I’d like to thank Senators John McCain, Lindsay Graham — a former military lawyer — and John Warner of Virginia. I will always think fondly of John Warner for this one reason: Forty years ago, this country was involved in an unprovoked and unnecessary war. It ended so badly the vets finally had to hold their own homecoming parade, years after they came home. The only member of Congress who attended was John Warner.
A debate on torture. I don’t know — what do you think? I guess we have to define it first. The White House has already specified “water boarding” — making the prisoner think he’s drowning for long periods — as a perfectly good interrogation technique. Maybe, but it was also a great favorite of the Gestapo and has been described and condemned in thousands of memoirs and novels in highly unpleasant terms.
I don’t think we can give it a good name again, and I personally kind of don’t like being identified with the Gestapo. (Somewhere inside me, a small voice is shrieking, “Are we insane?”)
The safe position is, “Torture doesn’t work.”

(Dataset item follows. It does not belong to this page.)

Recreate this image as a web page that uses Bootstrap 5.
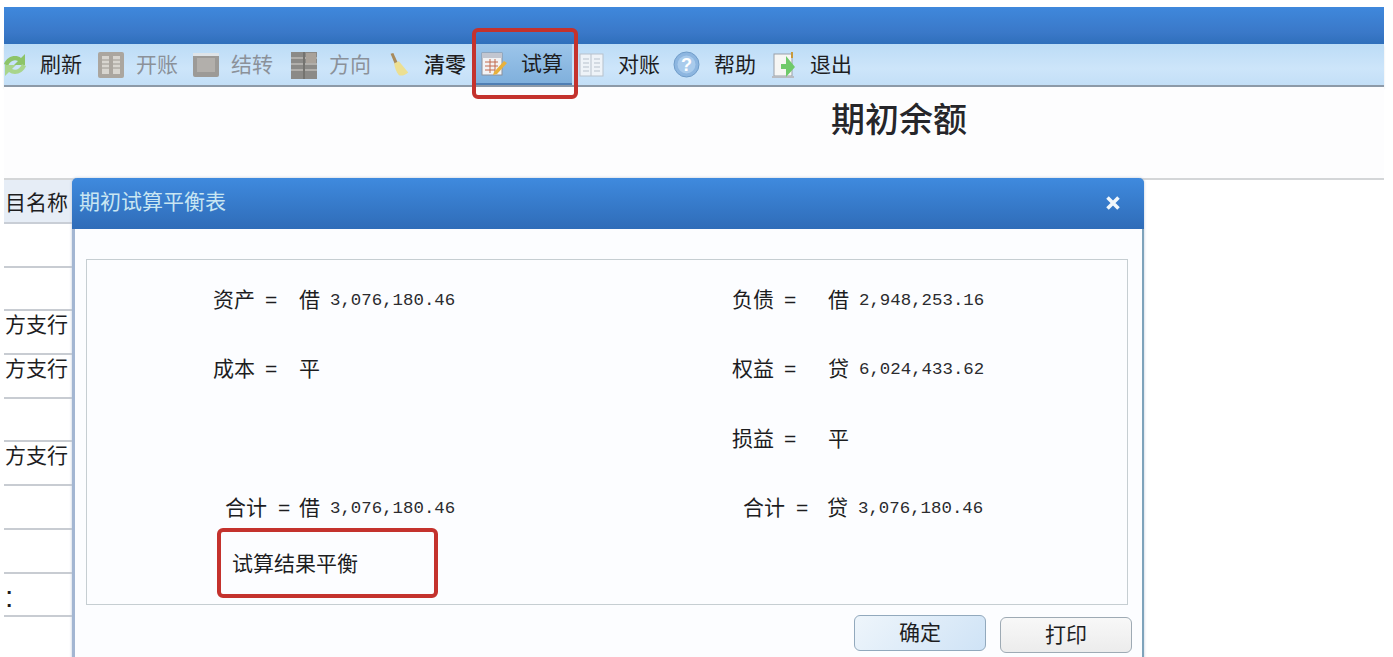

Well, actually, it works to this extent: Anybody can be tortured into telling anything that’s true and anything that’s not true. The more people are tortured, the more they make up to please the torturer. Then the torturer has to figure out when the victim started lying. Since our torturers are, in George Bush’s immortal phrase, “professionals” and this whole legislative fight is over making torture legal so the “professionals” can’t later be charged with breaking the Geneva Conventions, Bush has vowed to end “the program” completely if he doesn’t get what he wants. (The same small voice is shrieking, “Professional torturers trained with my tax money?”)
Bush’s problem is that despite repeated warnings, he went ahead with “the program” without waiting for Congress to provide a fig leaf of legality. Actually, we have been torturing prisoners at Gitmo and, via CIA rendition, in prisons in Eastern Europe and Afghanistan for years.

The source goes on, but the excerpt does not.